Greetings Steve. Crikey, is that your business card? [Varsano hands across a silver-plated engraved object of business card dimensions.]
Yeah, we're not selling cappuccinos here.
Business must be good judging by the weight of this. We're a sports section, so let's get that side of things out of the way before we indulge in the operation's sheer decadence. What sportspeople are buying these - or is it just Tiger Woods?
You see it more with teams like baseball, [ice] hockey, football, basketball and a few golfers. They tend to buy, lease or charter bigger aeroplanes like Boeings or Airbuses and deck them out with business or first-class seats because they're constantly on the road. It becomes impossible to check-in and traipse around with luggage three to four times a week. They don't want to be in front of fans at the airport either because they're celebrities. They want to travel with privacy, security and confidentiality. They also need flexibility to take off when they choose. They're sometimes leaving at weird times and going long distances. That's where a corporate aeroplane is useful.
You do bespoke, so what are some of the more bizarre requests you've catered for?

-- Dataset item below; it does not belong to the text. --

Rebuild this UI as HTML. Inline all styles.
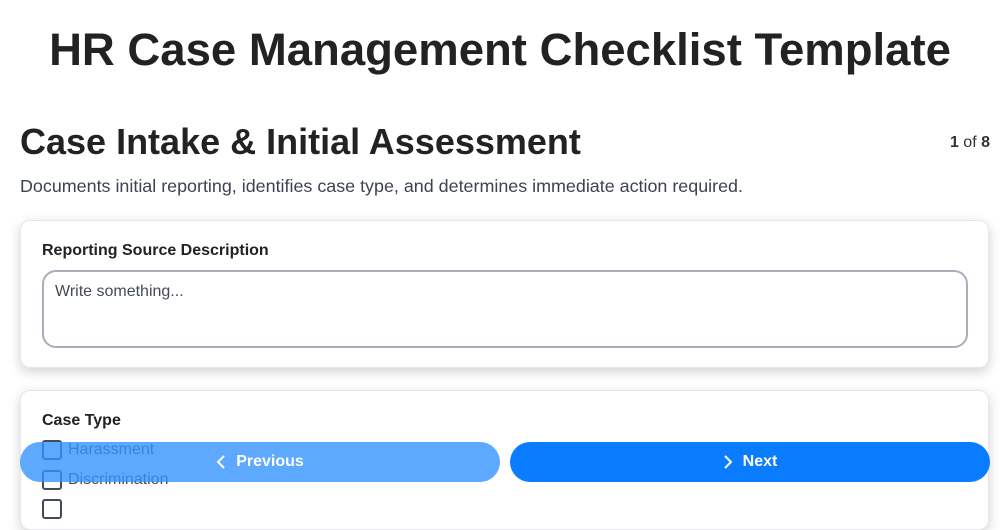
<!DOCTYPE html>
<html><head><style>
*{box-sizing:border-box;margin:0;padding:0}
body{width:1000px;height:500px;overflow:hidden;background:#fff;font-family:"Liberation Sans",sans-serif;color:#222;position:relative}
h1{position:absolute;top:24px;left:0;width:1000px;text-align:center;font-size:45.5px;font-weight:bold;color:#222}
h2{position:absolute;top:121px;left:20px;font-size:36px;font-weight:bold;color:#222}
.pg{position:absolute;top:134px;right:10px;font-size:16px;color:#333}
.desc{position:absolute;top:176px;left:20px;font-size:17.9px;color:#3c4250}
.card{position:absolute;left:20px;width:969px;background:#fff;border:1px solid #e6e7eb;border-radius:10px;box-shadow:0 4px 12px rgba(0,0,0,.18)}
.lbl{position:absolute;left:21px;font-size:16px;font-weight:bold;color:#222}
.ta{position:absolute;left:21px;top:49px;width:926px;height:78px;border:2px solid #a9afb8;border-radius:14px;padding:11px 11px;font-size:16px;color:#444b57}
.cb{position:absolute;left:21px;width:20px;height:20px;border:2px solid #444b57;border-radius:3px}
.ct{position:absolute;left:47px;font-size:16px;color:#444b57}
.btn{position:absolute;top:442px;height:40px;border-radius:20px;color:#fff;font-weight:bold;font-size:16px;display:flex;align-items:center;justify-content:center;gap:10px}
</style></head><body>
<h1>HR Case Management Checklist Template</h1>
<h2>Case Intake &amp; Initial Assessment</h2>
<div class="pg"><b>1</b> of <b>8</b></div>
<div class="desc">Documents initial reporting, identifies case type, and determines immediate action required.</div>
<div class="card" style="top:220px;height:148px">
<div class="lbl" style="top:21px">Reporting Source Description</div>
<div class="ta">Write something...</div>
</div>
<div class="card" style="top:390px;height:140px">
<div class="lbl" style="top:21px">Case Type</div>
<div class="cb" style="top:49px"></div><div class="ct" style="top:50px">Harassment</div>
<div class="cb" style="top:79px"></div><div class="ct" style="top:80px">Discrimination</div>
<div class="cb" style="top:108px"></div>
</div>
<div class="btn" style="left:20px;width:480px;background:rgba(51,148,255,.8)"><svg width="10" height="16" viewBox="0 0 10 16"><path d="M8 2L2 8l6 6" fill="none" stroke="#fff" stroke-width="2"/></svg>Previous</div>
<div class="btn" style="left:510px;width:480px;background:#0a7cff"><svg width="10" height="16" viewBox="0 0 10 16"><path d="M2 2l6 6-6 6" fill="none" stroke="#fff" stroke-width="2"/></svg>Next</div>
</body></html>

Everyone wants to know that, but unfortunately it's an incredibly boring answer. About 75 per cent are flown by middle management people. Sure, it's a luxury asset to own, but it's looked at more as a corporate tool. There is the odd extraordinary request but it's generally regarding decor. In larger Airbuses and Boeings you get some more off-the-wall stuff. People from the Middle East often take a hospital on-board, other planes have mobile garages for favourite cars and some racehorse owners have on-board stables.
Some celebrities enter the back door of the showroom and we pull down the front shutters so they aren't seen.

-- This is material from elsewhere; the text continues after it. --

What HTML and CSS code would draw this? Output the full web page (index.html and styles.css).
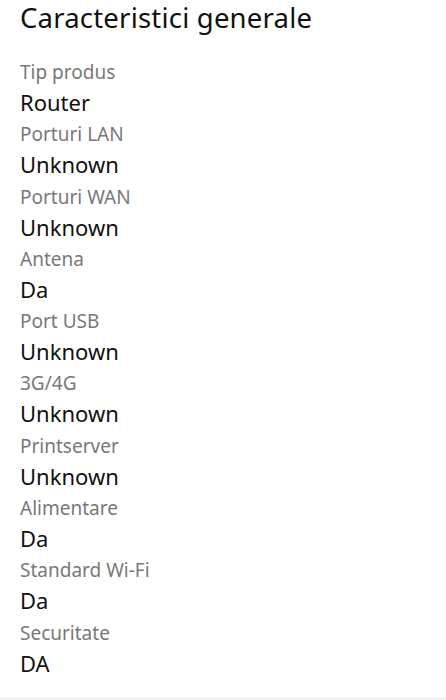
FILE: index.html
```html
<!DOCTYPE html>
<html lang="en">
<head>
    <meta charset="UTF-8">
    <meta name="viewport" content="width=device-width, initial-scale=1.0">
    <title>Caracteristici generale</title>
    <link rel="stylesheet" href="styles.css">
</head>
<body>
    <div class="section">
        <h1>Caracteristici generale</h1>

        <div class="specs">
            <div class="spec">
                <div class="label">Tip produs</div>
                <div class="value">Router</div>
            </div>
            <div class="spec">
                <div class="label">Porturi LAN</div>
                <div class="value">Unknown</div>
            </div>
            <div class="spec">
                <div class="label">Porturi WAN</div>
                <div class="value">Unknown</div>
            </div>
            <div class="spec">
                <div class="label">Antena</div>
                <div class="value">Da</div>
            </div>
            <div class="spec">
                <div class="label">Port USB</div>
                <div class="value">Unknown</div>
            </div>
            <div class="spec">
                <div class="label">3G/4G</div>
                <div class="value">Unknown</div>
            </div>
            <div class="spec">
                <div class="label">Printserver</div>
                <div class="value">Unknown</div>
            </div>
            <div class="spec">
                <div class="label">Alimentare</div>
                <div class="value">Da</div>
            </div>
            <div class="spec">
                <div class="label">Standard Wi-Fi</div>
                <div class="value">Da</div>
            </div>
            <div class="spec">
                <div class="label">Securitate</div>
                <div class="value">DA</div>
            </div>
        </div>
    </div>
    <div class="divider"></div>
</body>
</html>
```

FILE: styles.css
```css
body {
    font-family: "Noto Sans", Roboto, sans-serif;
    background-color: #f2f2f2;
    margin: 0;
    padding: 0;
}
.section {
    background-color: #fff;
    padding: 0 20px;
    height: 697px;
    box-sizing: border-box;
}
h1 {
    margin: 0;
    padding-top: 0;
    font-size: 27.5px;
    font-weight: 400;
    line-height: 36px;
    letter-spacing: 0.2px;
    color: #111;
}
.specs {
    padding-top: 22px;
}
.spec {
    height: 62.3px;
}
.label {
    font-size: 19px;
    line-height: 28px;
    color: #787878;
}
.value {
    font-size: 22px;
    line-height: 32px;
    color: #111;
}
.divider {
    height: 3px;
}
```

What does the average jet cost?
They're priced anywhere from US$3 million to US$95 million. The majority of the time you're talking about smaller to mid-size planes in the US$3 million to US$10 million bracket but those who want to fly 14-hour trips would be looking at more. There are around 20,000 corporate jets worldwide and 135 models have been developed over the past 30 years.
How many do you sell a year?
We can't give that information out, but about 150 jets a month are traded.
Has anyone in New Zealand bought one?
Absolutely. In fact, I can tell you exactly how many, wait a sec (nips off to what he calls "the trading floor", dashes back a couple of minutes later). New Zealand has 11 jets registered, but that doesn't mean others don't own them but register elsewhere. To put that in context: there are about 450 in the UK, 11,000 in America and 160 in China. Fyi, New Zealand also has 739 helicopters.
How does the business work?
We buy and sell the jets, doing about 80 per cent pre-owned aeroplanes and 15 per cent new. It's a global business with markets emerging in Nigeria, Ukraine, Russia and Mexico.
The problem we had was accessing these people face-to-face so I came up with this crazy idea - develop an aviation showroom which combines a home office, super-high technology and creature comforts [the sofas are white leather, a wine cellar is in the sideboard and a game of backgammon is "in progress"]. This means you're either going to end up looking like an idiot or a genius. This location next to a roundabout in Belgravia [points outside from the 1 Grosvenor Place address], leading to Knightsbridge and Mayfair is where our market revolves. They come past our window, it catches their eye and they make their driver go around again.
London is also the most accessible place to hit the global market. Americans own 50 per cent of jets but we're focusing on emerging markets. We've also set up a trading floor to find out who is buying and selling.
Well, I won't be buying today, Steve, but I've walked past and been captivated. It does the trick.